→ Data excerpts
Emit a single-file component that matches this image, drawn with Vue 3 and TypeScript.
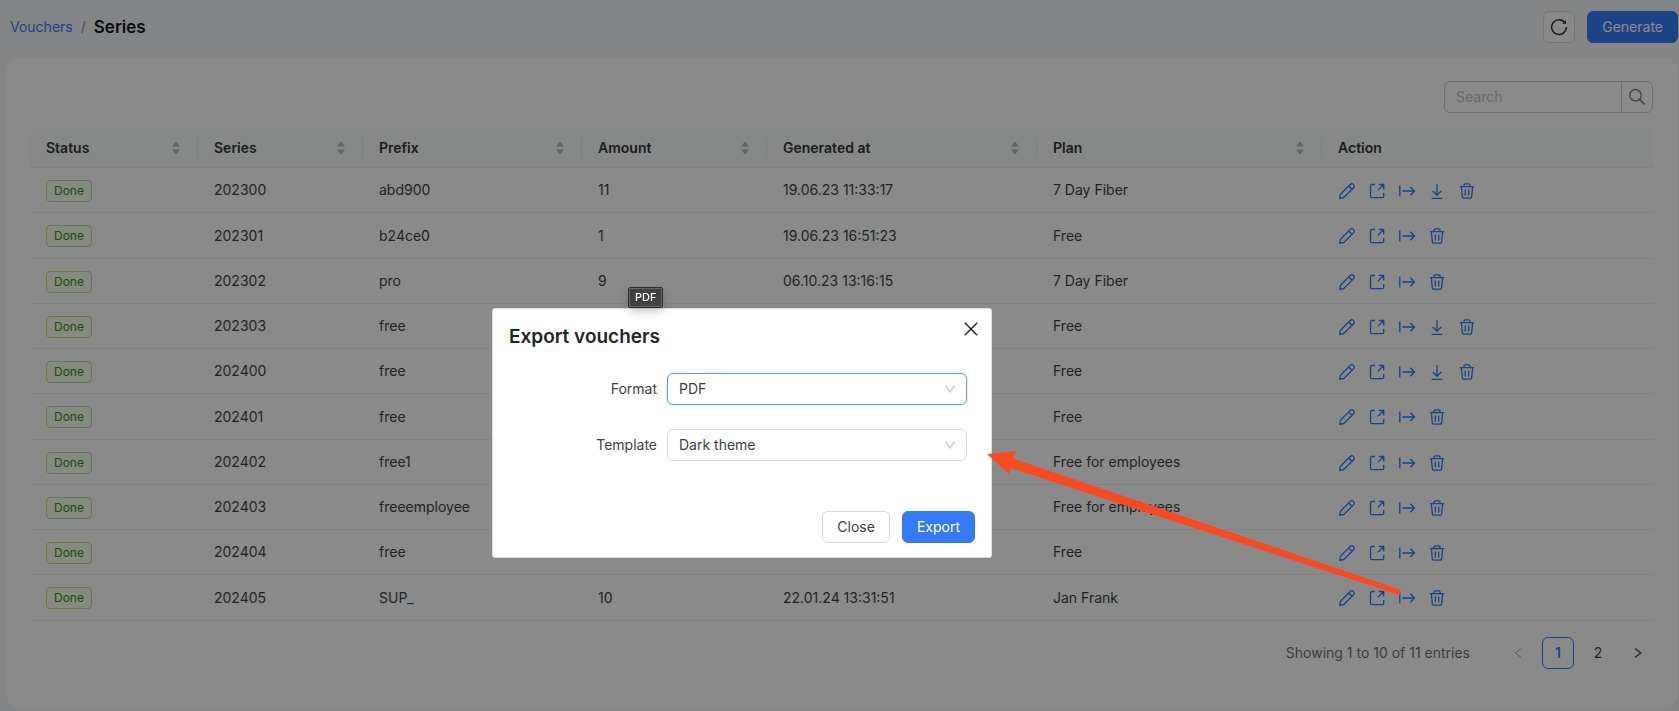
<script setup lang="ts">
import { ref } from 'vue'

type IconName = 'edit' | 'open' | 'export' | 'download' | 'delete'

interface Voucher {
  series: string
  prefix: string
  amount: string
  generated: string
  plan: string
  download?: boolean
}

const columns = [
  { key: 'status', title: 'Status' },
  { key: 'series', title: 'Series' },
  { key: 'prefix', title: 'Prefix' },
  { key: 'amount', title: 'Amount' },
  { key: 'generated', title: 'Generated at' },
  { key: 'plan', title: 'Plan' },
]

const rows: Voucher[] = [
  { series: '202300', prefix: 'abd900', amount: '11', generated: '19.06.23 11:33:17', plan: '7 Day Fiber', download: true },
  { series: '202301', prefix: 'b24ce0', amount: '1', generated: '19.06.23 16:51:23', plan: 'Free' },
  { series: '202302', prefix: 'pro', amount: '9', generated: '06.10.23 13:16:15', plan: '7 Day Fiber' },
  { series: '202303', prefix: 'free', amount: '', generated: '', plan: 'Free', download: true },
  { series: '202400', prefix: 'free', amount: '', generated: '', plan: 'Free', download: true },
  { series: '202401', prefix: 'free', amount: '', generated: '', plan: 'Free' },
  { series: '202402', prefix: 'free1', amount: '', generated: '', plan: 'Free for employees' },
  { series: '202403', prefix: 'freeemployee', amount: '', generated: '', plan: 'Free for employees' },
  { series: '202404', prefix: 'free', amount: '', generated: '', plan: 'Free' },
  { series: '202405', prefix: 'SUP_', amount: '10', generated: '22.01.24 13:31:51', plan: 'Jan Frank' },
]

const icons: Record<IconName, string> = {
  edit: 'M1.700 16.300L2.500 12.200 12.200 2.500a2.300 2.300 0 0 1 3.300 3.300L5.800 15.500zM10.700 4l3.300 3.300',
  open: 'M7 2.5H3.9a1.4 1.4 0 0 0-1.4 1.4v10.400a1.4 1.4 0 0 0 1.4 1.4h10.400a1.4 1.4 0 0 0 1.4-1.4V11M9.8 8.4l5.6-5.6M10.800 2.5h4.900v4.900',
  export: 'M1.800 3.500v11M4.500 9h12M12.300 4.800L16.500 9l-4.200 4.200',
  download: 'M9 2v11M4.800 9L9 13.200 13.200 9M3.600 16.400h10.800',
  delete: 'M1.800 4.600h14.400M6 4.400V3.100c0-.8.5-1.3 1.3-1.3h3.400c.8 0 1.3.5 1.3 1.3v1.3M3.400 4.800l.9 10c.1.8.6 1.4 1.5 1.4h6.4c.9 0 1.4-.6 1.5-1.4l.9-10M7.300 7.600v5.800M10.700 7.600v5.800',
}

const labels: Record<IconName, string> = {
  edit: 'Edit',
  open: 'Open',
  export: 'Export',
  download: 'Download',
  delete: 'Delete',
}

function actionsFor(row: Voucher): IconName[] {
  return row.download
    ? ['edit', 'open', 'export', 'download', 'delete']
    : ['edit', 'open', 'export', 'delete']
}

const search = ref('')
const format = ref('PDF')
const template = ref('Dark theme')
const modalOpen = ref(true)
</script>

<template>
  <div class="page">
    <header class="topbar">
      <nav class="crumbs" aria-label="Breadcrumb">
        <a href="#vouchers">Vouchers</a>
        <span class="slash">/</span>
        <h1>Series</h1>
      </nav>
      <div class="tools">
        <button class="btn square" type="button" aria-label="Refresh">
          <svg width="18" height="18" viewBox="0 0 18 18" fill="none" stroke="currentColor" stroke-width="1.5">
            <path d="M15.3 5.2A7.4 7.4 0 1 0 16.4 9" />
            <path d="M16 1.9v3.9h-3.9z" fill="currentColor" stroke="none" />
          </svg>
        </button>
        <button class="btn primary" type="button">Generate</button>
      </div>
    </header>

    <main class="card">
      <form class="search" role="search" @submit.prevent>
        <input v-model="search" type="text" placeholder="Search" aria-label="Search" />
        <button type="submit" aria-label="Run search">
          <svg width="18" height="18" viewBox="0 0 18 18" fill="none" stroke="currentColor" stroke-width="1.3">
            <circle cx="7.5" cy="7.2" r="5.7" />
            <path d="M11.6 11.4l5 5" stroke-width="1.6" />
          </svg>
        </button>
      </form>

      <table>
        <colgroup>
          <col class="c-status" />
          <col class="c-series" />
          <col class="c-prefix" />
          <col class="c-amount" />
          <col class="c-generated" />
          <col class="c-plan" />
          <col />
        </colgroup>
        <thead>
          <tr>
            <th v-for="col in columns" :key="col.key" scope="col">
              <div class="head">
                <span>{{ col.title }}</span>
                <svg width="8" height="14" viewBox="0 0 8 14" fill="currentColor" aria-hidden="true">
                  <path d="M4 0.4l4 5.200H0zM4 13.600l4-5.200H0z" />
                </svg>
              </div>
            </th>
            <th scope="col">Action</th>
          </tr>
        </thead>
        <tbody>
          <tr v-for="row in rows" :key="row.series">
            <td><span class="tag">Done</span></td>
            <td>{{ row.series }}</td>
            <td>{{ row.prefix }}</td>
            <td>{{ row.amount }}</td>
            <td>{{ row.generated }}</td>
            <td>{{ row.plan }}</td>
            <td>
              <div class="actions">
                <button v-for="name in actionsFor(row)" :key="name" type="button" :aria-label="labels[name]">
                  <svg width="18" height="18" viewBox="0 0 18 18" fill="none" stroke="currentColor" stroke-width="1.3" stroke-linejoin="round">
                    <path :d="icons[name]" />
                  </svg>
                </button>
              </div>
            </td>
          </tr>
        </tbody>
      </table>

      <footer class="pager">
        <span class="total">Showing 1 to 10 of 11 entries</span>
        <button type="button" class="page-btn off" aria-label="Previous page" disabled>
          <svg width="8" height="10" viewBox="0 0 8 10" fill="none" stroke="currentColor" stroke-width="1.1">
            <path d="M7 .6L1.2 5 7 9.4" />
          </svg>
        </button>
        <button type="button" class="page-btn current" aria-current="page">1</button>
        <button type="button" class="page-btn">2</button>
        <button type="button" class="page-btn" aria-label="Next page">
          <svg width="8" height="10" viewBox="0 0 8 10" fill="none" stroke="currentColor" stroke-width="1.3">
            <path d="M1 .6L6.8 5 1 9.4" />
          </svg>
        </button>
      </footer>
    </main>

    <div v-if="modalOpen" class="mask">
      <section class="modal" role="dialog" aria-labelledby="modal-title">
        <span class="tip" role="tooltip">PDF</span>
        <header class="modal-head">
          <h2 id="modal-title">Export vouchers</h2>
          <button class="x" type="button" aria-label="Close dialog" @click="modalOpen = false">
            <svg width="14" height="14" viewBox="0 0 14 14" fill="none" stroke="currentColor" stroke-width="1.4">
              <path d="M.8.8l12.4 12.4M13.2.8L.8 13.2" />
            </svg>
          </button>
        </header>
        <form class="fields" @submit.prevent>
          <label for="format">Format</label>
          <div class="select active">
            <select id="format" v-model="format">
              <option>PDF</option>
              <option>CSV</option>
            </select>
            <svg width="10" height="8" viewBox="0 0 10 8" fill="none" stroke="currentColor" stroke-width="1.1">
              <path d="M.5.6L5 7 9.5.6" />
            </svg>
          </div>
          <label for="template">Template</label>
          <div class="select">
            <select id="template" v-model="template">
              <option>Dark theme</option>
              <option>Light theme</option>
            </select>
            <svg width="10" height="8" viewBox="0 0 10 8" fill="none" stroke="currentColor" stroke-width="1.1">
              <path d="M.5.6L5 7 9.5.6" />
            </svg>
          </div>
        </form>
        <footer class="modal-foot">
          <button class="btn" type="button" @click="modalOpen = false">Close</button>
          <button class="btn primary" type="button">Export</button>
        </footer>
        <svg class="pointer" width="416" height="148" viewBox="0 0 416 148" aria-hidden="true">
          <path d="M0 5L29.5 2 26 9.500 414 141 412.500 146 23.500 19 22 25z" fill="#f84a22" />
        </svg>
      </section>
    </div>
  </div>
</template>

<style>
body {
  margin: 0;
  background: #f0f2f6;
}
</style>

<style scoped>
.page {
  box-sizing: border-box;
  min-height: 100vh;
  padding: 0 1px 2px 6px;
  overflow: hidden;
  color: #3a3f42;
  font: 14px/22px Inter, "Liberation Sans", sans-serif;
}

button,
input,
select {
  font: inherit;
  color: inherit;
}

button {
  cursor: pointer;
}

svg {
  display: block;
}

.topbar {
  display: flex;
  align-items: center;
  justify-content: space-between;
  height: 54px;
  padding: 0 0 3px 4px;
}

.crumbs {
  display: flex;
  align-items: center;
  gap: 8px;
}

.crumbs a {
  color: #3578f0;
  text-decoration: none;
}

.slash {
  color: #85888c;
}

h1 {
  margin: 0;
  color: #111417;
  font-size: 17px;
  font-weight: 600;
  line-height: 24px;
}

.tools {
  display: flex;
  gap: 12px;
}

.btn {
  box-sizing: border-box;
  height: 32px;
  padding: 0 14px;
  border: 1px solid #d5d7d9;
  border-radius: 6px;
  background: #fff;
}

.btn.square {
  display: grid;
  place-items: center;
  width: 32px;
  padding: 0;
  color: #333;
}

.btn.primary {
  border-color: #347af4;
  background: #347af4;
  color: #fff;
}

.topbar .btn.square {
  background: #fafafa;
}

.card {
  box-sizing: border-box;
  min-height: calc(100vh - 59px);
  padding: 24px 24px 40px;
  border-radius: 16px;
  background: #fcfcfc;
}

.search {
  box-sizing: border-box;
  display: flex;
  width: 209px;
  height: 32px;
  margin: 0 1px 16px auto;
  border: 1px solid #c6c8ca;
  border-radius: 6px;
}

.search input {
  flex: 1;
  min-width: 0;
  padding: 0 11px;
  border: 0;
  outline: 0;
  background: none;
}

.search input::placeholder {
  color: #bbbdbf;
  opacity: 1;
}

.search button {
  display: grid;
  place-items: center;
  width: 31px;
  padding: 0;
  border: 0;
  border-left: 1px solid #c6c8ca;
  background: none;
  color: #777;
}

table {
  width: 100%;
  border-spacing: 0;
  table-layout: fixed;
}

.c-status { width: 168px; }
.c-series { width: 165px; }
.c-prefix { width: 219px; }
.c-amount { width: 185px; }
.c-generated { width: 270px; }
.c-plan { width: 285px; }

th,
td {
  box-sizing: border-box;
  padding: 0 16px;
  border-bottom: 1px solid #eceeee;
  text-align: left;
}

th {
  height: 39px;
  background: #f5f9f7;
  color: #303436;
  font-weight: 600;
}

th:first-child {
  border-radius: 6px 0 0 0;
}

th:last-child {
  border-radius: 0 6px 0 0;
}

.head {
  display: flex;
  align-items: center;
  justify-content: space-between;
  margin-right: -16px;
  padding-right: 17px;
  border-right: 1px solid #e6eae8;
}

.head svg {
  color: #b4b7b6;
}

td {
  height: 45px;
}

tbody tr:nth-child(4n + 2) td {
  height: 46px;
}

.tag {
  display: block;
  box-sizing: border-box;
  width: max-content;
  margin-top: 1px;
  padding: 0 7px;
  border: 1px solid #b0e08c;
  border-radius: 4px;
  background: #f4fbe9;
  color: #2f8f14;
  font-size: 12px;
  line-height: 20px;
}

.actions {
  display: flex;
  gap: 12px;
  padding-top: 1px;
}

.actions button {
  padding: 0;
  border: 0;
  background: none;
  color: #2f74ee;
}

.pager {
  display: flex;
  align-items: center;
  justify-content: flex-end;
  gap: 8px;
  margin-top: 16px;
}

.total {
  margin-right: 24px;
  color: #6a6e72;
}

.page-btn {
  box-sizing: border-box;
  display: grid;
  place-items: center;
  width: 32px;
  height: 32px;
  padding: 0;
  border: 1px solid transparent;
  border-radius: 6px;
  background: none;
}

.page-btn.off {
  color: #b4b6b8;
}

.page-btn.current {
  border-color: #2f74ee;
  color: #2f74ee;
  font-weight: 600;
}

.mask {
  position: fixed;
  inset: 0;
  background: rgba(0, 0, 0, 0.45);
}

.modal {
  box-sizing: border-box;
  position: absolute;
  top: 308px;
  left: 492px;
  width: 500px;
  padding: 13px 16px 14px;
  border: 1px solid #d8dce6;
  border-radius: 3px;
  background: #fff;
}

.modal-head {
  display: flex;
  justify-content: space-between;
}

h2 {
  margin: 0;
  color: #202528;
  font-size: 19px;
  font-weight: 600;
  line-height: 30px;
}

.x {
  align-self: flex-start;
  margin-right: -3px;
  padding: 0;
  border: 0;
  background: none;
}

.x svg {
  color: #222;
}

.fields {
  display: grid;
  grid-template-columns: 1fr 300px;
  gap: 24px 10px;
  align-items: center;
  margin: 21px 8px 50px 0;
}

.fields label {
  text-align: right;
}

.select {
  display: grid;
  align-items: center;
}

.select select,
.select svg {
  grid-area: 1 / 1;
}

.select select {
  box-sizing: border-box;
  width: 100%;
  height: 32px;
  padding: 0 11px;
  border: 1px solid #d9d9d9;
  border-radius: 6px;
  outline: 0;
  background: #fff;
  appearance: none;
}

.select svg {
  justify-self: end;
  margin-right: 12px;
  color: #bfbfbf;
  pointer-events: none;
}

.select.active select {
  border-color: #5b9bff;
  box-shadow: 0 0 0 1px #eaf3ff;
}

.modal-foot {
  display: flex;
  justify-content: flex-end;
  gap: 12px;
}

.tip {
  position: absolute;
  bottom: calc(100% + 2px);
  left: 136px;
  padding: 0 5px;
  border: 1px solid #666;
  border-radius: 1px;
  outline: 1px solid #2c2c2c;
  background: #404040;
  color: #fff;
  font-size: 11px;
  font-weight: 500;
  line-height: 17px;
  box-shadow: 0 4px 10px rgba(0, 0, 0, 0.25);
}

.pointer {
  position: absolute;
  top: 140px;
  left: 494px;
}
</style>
...
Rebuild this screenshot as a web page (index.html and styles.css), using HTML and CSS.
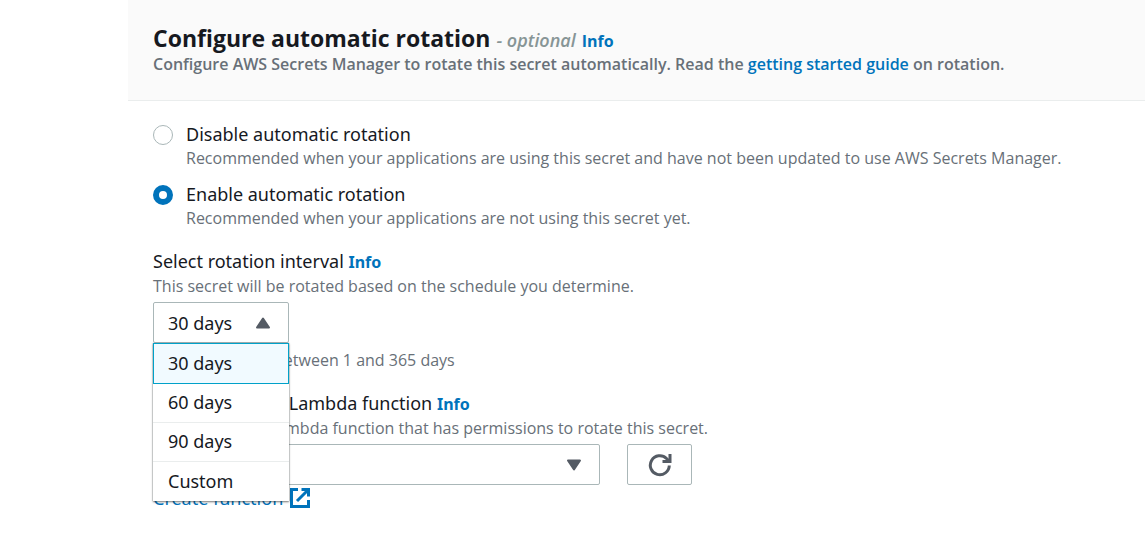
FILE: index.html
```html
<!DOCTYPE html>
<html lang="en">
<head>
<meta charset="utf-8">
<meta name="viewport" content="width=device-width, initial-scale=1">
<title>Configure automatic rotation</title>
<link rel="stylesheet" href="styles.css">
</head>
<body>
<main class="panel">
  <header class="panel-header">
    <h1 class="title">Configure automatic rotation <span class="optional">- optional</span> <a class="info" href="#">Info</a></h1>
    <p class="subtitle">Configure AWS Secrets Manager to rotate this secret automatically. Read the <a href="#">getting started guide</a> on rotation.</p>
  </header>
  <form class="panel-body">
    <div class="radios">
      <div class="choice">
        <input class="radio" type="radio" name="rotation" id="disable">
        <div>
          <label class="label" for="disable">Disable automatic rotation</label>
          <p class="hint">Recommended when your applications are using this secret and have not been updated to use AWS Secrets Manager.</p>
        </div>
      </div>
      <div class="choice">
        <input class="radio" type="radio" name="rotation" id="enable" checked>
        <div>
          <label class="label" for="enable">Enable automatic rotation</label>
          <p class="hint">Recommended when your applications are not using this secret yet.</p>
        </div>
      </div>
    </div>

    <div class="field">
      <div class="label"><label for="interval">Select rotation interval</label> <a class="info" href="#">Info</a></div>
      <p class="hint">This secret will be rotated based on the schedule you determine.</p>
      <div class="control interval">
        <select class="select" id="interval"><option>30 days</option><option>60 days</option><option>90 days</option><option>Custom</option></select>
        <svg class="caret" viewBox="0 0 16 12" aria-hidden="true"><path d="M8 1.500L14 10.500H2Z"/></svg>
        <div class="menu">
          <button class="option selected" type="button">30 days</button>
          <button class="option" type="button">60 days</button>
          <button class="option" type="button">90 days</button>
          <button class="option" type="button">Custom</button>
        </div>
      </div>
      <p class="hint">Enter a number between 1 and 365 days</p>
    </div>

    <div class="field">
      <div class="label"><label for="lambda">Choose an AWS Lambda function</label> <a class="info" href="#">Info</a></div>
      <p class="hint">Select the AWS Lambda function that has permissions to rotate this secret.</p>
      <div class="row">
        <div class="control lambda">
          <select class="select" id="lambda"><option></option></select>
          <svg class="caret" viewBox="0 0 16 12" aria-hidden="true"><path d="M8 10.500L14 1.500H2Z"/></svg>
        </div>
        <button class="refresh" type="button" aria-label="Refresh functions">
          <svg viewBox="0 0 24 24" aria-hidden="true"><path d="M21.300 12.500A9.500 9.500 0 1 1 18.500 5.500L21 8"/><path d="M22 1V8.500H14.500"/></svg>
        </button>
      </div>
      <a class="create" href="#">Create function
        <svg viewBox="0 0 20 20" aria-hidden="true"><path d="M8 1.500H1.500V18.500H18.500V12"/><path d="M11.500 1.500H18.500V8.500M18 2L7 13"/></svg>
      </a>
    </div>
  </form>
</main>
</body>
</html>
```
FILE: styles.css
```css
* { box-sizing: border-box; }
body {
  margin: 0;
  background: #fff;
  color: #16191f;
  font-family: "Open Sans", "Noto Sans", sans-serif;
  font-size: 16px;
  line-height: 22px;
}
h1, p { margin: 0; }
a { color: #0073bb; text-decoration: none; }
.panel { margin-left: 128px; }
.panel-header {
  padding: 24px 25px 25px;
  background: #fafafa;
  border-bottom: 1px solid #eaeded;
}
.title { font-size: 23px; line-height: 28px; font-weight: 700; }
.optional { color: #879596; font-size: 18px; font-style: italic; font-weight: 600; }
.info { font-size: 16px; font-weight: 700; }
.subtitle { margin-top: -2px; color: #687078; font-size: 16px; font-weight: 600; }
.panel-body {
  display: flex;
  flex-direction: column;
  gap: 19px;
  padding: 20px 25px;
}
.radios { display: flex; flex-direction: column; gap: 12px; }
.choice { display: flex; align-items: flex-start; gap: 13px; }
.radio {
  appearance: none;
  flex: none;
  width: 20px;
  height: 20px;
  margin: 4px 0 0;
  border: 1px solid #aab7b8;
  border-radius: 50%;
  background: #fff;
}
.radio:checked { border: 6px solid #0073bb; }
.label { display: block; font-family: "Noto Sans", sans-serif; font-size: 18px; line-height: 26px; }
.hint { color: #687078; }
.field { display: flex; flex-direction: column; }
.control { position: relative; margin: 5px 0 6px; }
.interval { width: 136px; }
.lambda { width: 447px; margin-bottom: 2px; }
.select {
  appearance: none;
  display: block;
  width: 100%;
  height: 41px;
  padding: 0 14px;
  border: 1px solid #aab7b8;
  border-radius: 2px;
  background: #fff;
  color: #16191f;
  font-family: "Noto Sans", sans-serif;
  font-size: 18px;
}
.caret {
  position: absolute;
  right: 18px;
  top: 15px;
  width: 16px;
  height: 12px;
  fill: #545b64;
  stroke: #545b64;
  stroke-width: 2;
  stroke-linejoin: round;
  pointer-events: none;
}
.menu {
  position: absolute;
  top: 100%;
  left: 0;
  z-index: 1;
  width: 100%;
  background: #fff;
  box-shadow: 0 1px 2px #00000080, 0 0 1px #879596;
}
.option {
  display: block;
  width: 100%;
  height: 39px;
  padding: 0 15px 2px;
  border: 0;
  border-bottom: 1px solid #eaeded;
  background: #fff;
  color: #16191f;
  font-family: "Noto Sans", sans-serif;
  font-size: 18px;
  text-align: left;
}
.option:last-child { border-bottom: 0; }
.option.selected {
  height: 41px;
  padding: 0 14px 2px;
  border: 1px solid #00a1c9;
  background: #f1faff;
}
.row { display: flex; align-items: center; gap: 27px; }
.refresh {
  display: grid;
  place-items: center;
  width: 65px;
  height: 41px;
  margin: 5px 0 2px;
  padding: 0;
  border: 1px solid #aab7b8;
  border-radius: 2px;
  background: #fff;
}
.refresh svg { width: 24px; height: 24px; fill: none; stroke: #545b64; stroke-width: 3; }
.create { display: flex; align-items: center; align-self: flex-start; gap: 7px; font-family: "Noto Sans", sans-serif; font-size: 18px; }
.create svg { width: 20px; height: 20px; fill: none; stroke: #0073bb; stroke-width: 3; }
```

→ Exercise requirements
Pick out all the lines with the word "using" in them and copy them.

→ Solved exercise
Rebuild this screenshot as a web page (index.html and styles.css), using HTML and CSS.
          <p class="hint">Recommended when your applications are using this secret and have not been updated to use AWS Secrets Manager.</p>
          <p class="hint">Recommended when your applications are not using this secret yet.</p>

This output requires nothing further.